17. The information transmission method according to claim 14, wherein determining the association relationship of the port pair comprises receiving, by the session management network element, the association relationship of the port pair from the user plane function network element.

18. A session management network element, comprising:

at least one processor; and

a memory coupled to the at least one processor and configured to store program instructions which, when executed by the at least one processor, cause the session management network element to: determine an association relationship of a port pair corresponding to a protocol data unit (PDU) session of a user terminal; and send the association relationship of the port pair to an application function network element,

wherein the association relationship of the port pair comprises a first virtual port identifier corresponding to the PDU session and a physical port identifier of a user plane function network element corresponding to the PDU session.

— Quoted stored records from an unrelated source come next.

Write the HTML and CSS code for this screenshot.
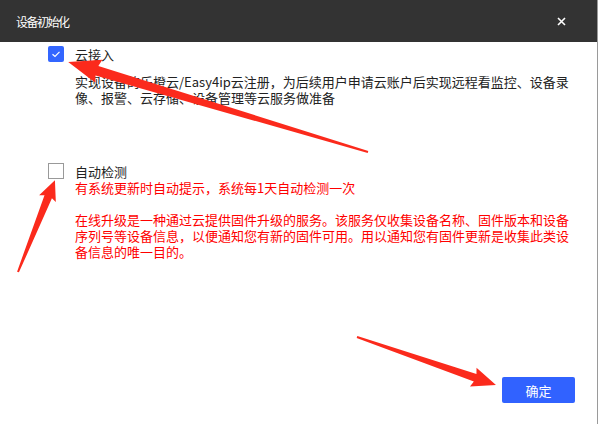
FILE: index.html
```html
<!DOCTYPE html>
<html lang="zh-CN">
<head>
  <meta charset="UTF-8">
  <title>设备初始化</title>
  <link rel="stylesheet" href="styles.css">
</head>
<body>
  <div class="dialog">
    <div class="titlebar">
      <span class="title">设备初始化</span>
      <svg class="close" width="9" height="9" viewBox="0 0 9 9">
        <path d="M1 1 L8 8 M8 1 L1 8" stroke="#fff" stroke-width="1.6" fill="none"/>
      </svg>
    </div>

    <div class="content">
      <div class="option">
        <span class="checkbox checked">
          <svg width="16" height="16" viewBox="0 0 16 16">
            <path d="M4.5 8.2 L7 10.5 L11.5 5.8" stroke="#fff" stroke-width="1.2" fill="none"/>
          </svg>
        </span>
        <div class="option-text">
          <div class="label">云接入</div>
          <p class="desc">实现设备的乐橙云/Easy4ip云注册，为后续用户申请云账户后实现远程看监控、设备录<br>像、报警、云存储、设备管理等云服务做准备</p>
        </div>
      </div>

      <div class="option second">
        <span class="checkbox"></span>
        <div class="option-text">
          <div class="label">自动检测</div>
          <p class="hint">有系统更新时自动提示，系统每1天自动检测一次</p>
          <p class="notice">在线升级是一种通过云提供固件升级的服务。该服务仅收集设备名称、固件版本和设备<br>序列号等设备信息，以便通知您有新的固件可用。用以通知您有固件更新是收集此类设<br>备信息的唯一目的。</p>
        </div>
      </div>
    </div>

    <div class="footer">
      <button class="btn-ok">确定</button>
    </div>
  </div>

  <!-- red annotation arrows drawn on top of the screenshot -->
  <svg class="arrows" width="599" height="424" viewBox="0 0 599 424">
    <g fill="#fb2a1c">
      <polygon transform="translate(368,152) rotate(196.7)" points="0,-1 283,-5 281,-12 313,0 281,12 283,5 0,1"/>
      <polygon transform="translate(18,272) rotate(-68.1)" points="0,-1 81,-4 79,-9 99,0 79,9 81,4 0,1"/>
      <polygon transform="translate(357,337) rotate(19.05)" points="0,-1 125,-4 123,-10 147,0 123,10 125,4 0,1"/>
    </g>
  </svg>
</body>
</html>
```

FILE: styles.css
```css
body {
  margin: 0;
  background: #fff;
  font-family: "Noto Sans CJK SC", "Noto Sans", sans-serif;
  color: #222;
}

.dialog {
  width: 597px;
  height: 424px;
  border-right: 1px solid #9a9a9a;
  display: flex;
  flex-direction: column;
}

.titlebar {
  height: 42px;
  background: #333333;
  display: flex;
  align-items: center;
  justify-content: space-between;
  padding: 0 31px 0 16px;
}

.title {
  color: #fff;
  font-size: 12px;
  letter-spacing: -1.5px;
}

.close {
  display: block;
  margin-top: 1px;
}

.content {
  flex: 1;
  padding: 5px 0 0 48px;
}

.option {
  display: flex;
  gap: 11px;
  font-size: 13px;
  line-height: 16px;
}

.option.second {
  margin-top: 58px;
}

.checkbox {
  width: 16px;
  height: 16px;
  box-sizing: border-box;
  border: 1px solid #999;
  margin-top: -1px;
  flex-shrink: 0;
}

.checkbox.checked {
  border: none;
  border-radius: 2px;
  background: #3366ff;
}

.checkbox svg {
  display: block;
}

.label {
  color: #222;
}

.desc {
  margin: 11px 0 0;
  color: #222;
}

.hint {
  margin: 0;
  color: #ff0000;
}

.notice {
  margin: 16px 0 0;
  color: #ff0000;
}

.footer {
  display: flex;
  justify-content: flex-end;
  padding: 0 22px 21px 0;
}

.btn-ok {
  width: 73px;
  height: 26px;
  border: none;
  border-radius: 2px;
  background: #3162ff;
  color: #fff;
  font-family: inherit;
  font-size: 13px;
  padding: 0;
}

.arrows {
  position: absolute;
  left: 0;
  top: 0;
  pointer-events: none;
}
```
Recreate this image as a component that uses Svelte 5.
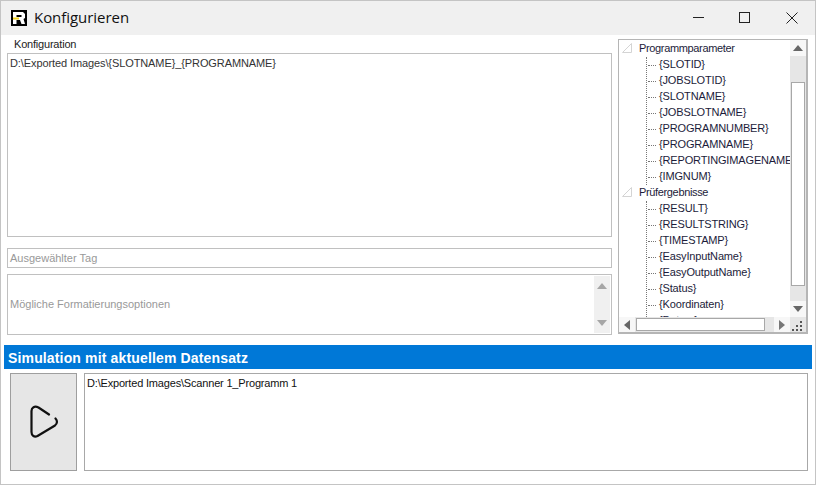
<script>
	const groups = [
		{
			title: 'Programmparameter',
			tags: ['{SLOTID}', '{JOBSLOTID}', '{SLOTNAME}', '{JOBSLOTNAME}', '{PROGRAMNUMBER}', '{PROGRAMNAME}', '{REPORTINGIMAGENAME}', '{IMGNUM}']
		},
		{
			title: 'Prüfergebnisse',
			tags: ['{RESULT}', '{RESULTSTRING}', '{TIMESTAMP}', '{EasyInputName}', '{EasyOutputName}', '{Status}', '{Koordinaten}', '{Datum}']
		}
	];
</script>

<div class="window">
	<header class="titlebar">
		<svg class="logo" width="16" height="16" viewBox="0 0 16 16">
			<rect width="16" height="16" fill="#000" />
			<path d="M2 2h10l2 2v4l-1.500 1 1.500 5h-3.500L9 10H5.500v4H2z" fill="#fff" />
			<rect x="5.500" y="5" width="5" height="2" fill="#000" />
			<rect x="2" y="7.500" width="6" height="2" fill="#f2d21c" />
		</svg>
		<span class="title">Konfigurieren</span>
		<div class="controls">
			<div class="ctl"><svg width="12" height="12" viewBox="0 0 12 12"><path d="M0 5.500h11" stroke="#222" fill="none" /></svg></div>
			<div class="ctl max"><svg width="12" height="12" viewBox="0 0 12 12"><rect x="0.500" y="0.500" width="10" height="10" stroke="#222" fill="none" /></svg></div>
			<div class="ctl"><svg width="12" height="12" viewBox="0 0 12 12"><path d="M0.500 0.500l11 11M11.500 0.500l-11 11" stroke="#222" fill="none" /></svg></div>
		</div>
	</header>

	<section class="config">
		<div class="left">
			<div class="label">Konfiguration</div>
			<div class="box main">D:\Exported Images\&#123;SLOTNAME&#125;_&#123;PROGRAMNAME&#125;</div>
			<div class="box tag">Ausgewählter Tag</div>
			<div class="box options">
				<span class="hint">Mögliche Formatierungsoptionen</span>
				<div class="mini-scroll">
					<i class="up"></i>
					<i class="down"></i>
				</div>
			</div>
		</div>

		<div class="tree">
			<div class="tree-body">
				<div class="tree-view">
					{#each groups as group}
						<div class="node">
							<svg class="tri" width="12" height="12" viewBox="0 0 12 12"><path d="M10.500 1.500v9h-9z" fill="#fff" stroke="#d4d4d4" /></svg>
							{group.title}
						</div>
						<div class="children">
							{#each group.tags as tag}
								<div class="leaf">{tag}</div>
							{/each}
						</div>
					{/each}
				</div>
				<div class="vscroll">
					<button class="arrow"><i class="up dark"></i></button>
					<div class="track"><div class="thumb-v"></div></div>
					<button class="arrow"><i class="down dark"></i></button>
				</div>
			</div>
			<div class="hscroll">
				<button class="arrow-h"><i class="left-tri"></i></button>
				<div class="thumb-h"></div>
				<button class="arrow-h"><i class="right-tri"></i></button>
				<div class="grip">
					<svg width="12" height="12" viewBox="0 0 12 12" fill="#555">
						<rect x="8" y="2" width="2" height="2" /><rect x="4" y="6" width="2" height="2" /><rect x="8" y="6" width="2" height="2" />
						<rect x="0" y="10" width="2" height="2" /><rect x="4" y="10" width="2" height="2" /><rect x="8" y="10" width="2" height="2" />
					</svg>
				</div>
			</div>
		</div>
	</section>

	<div class="sim-head">Simulation mit aktuellem Datensatz</div>

	<section class="sim">
		<button class="play" aria-label="Start">
			<svg width="33" height="34" viewBox="0 0 33 34">
				<path d="M22 9.500L11.500 2.500C7.500 0.500 4.500 2.500 4.500 6V27C4.500 31 7.500 32.500 10.500 31L28 20.500C30.500 18.500 30.500 15.500 28.500 13.500" fill="none" stroke="#111" stroke-width="2.200" stroke-linecap="round" stroke-linejoin="round" />
			</svg>
		</button>
		<div class="box output">D:\Exported Images\Scanner 1_Programm 1</div>
	</section>
</div>

<style>
	:global(body) {
		margin: 0;
		background: #fff;
	}
	.window {
		width: 816px;
		height: 485px;
		box-sizing: border-box;
		border: 1px solid #c4c4c4;
		background: #fff;
		font-family: "Liberation Sans", sans-serif;
		font-size: 11px;
		color: #222;
		overflow: hidden;
	}
	.titlebar {
		height: 34px;
		background: #f0f0f0;
		display: flex;
		align-items: center;
		padding-left: 10px;
	}
	.logo {
		margin-right: 7px;
	}
	.title {
		font-family: "Open Sans", sans-serif;
		font-size: 15px;
		letter-spacing: -0.05px;
		color: #111;
		margin-bottom: 2px;
	}
	.controls {
		margin-left: auto;
		display: flex;
		align-items: center;
	}
	.ctl {
		width: 46px;
		display: flex;
		justify-content: center;
	}
	.ctl.max {
		margin-right: 1px;
	}
	.config {
		display: flex;
		padding: 4px 7px 0 6px;
		gap: 6px;
		height: 300px;
		box-sizing: border-box;
	}
	.left {
		width: 605px;
		display: flex;
		flex-direction: column;
	}
	.label {
		height: 14px;
		line-height: 11px;
		padding-left: 7px;
		letter-spacing: -0.2px;
		color: #222;
	}
	.box {
		box-sizing: border-box;
		border: 1px solid #c0c0c0;
		background: #fff;
	}
	.main {
		height: 184px;
		padding: 3px 2px;
		line-height: 13px;
		letter-spacing: -0.1px;
		color: #333;
	}
	.tag {
		height: 20px;
		margin-top: 11px;
		line-height: 18px;
		padding-left: 2px;
		color: #999;
	}
	.options {
		height: 61px;
		margin-top: 6px;
		display: flex;
		align-items: center;
		justify-content: space-between;
		padding-left: 2px;
		color: #999;
	}
	.hint {
		margin-bottom: 2px;
	}
	.mini-scroll {
		width: 16px;
		height: 57px;
		margin-right: 1px;
		background: #f0f0f0;
		display: flex;
		flex-direction: column;
		justify-content: space-between;
		align-items: center;
		padding: 7px 0;
		box-sizing: border-box;
	}
	.up, .down {
		display: block;
		width: 0;
		height: 0;
		border-left: 5px solid transparent;
		border-right: 5px solid transparent;
	}
	.up {
		border-bottom: 6px solid #a6a6a6;
	}
	.down {
		border-top: 6px solid #a6a6a6;
	}
	.up.dark {
		border-bottom-color: #666;
	}
	.down.dark {
		border-top-color: #666;
	}
	.tree {
		width: 190px;
		height: 295px;
		box-sizing: border-box;
		border: 2px solid #b5b5b5;
		border-width: 1px 2px 2px 1px;
		display: flex;
		flex-direction: column;
		background: #fff;
	}
	.tree-body {
		flex: 1;
		display: flex;
		min-height: 0;
	}
	.tree-view {
		flex: 1;
		overflow: hidden;
		padding-top: 1px;
		white-space: nowrap;
		color: #1c1c3a;
		min-width: 0;
	}
	.node {
		height: 16px;
		line-height: 14px;
		padding-left: 20px;
		position: relative;
		letter-spacing: -0.35px;
	}
	.tri {
		position: absolute;
		left: 2px;
		top: 1px;
	}
	.children {
		margin-left: 27px;
		border-left: 1px dotted #777;
	}
	.leaf {
		height: 16px;
		line-height: 14px;
		padding-left: 12px;
		position: relative;
		letter-spacing: -0.15px;
	}
	.leaf::before {
		content: "";
		position: absolute;
		left: 1px;
		top: 8px;
		width: 8px;
		border-top: 1px dotted #777;
	}
	.vscroll {
		width: 16px;
		background: #e6e6e6;
		display: flex;
		flex-direction: column;
		flex-shrink: 0;
	}
	.arrow, .arrow-h {
		border: 0;
		padding: 0;
		background: #f7f7f7;
		display: flex;
		align-items: center;
		justify-content: center;
	}
	.arrow {
		height: 16px;
		width: 16px;
	}
	.track {
		flex: 1;
		padding: 26px 1px 0;
	}
	.thumb-v {
		height: 204px;
		box-sizing: border-box;
		background: #fff;
		border: 1px solid #a8a8a8;
	}
	.hscroll {
		height: 15px;
		background: #e6e6e6;
		display: flex;
		align-items: stretch;
		flex-shrink: 0;
	}
	.arrow-h {
		width: 16px;
	}
	.left-tri, .right-tri {
		display: block;
		width: 0;
		height: 0;
		border-top: 5px solid transparent;
		border-bottom: 5px solid transparent;
	}
	.left-tri {
		border-right: 6px solid #666;
	}
	.right-tri {
		border-left: 6px solid #777;
	}
	.thumb-h {
		width: 130px;
		margin: 1px 0 1px 1px;
		box-sizing: border-box;
		background: #fff;
		border: 1px solid #a8a8a8;
	}
	.thumb-h + .arrow-h {
		margin-left: 9px;
	}
	.grip {
		margin-left: auto;
		width: 16px;
		display: flex;
		align-items: center;
		justify-content: center;
	}
	.sim-head {
		margin: 10px 3px 0;
		height: 24px;
		background: #0078d7;
		color: #fff;
		font-size: 14px;
		font-weight: bold;
		letter-spacing: 0.15px;
		line-height: 26px;
		padding-left: 4px;
	}
	.sim {
		display: flex;
		gap: 7px;
		margin: 4px 7px 0 9px;
	}
	.play {
		width: 67px;
		height: 98px;
		box-sizing: border-box;
		background: #e6e6e6;
		border: 1px solid #9e9e9e;
		padding: 0;
		display: flex;
		align-items: center;
		justify-content: center;
	}
	.output {
		flex: 1;
		height: 98px;
		border-color: #a8a8a8;
		padding: 3px 2px;
		line-height: 13px;
		letter-spacing: -0.18px;
		color: #111;
	}
</style>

19. The session management network element according to claim 18, wherein the program instructions, when executed by the at least one processor, further cause the session management network element to:

receive first network topology information from the user terminal; and

send the first network topology information to the application function network element, wherein the first network topology information comprises at least one of a device identifier of a first peer device connected to the user terminal, a port identifier of the first peer device, a virtual switching node identifier corresponding to the PDU session, or a second virtual port identifier of the user terminal.

20. The session management network element according to claim 19, wherein the program instructions, when executed by the at least one processor, further cause the session management network element to receive the first network topology information from the user plane function network element through at least one of an N4 interface message or a user plane message.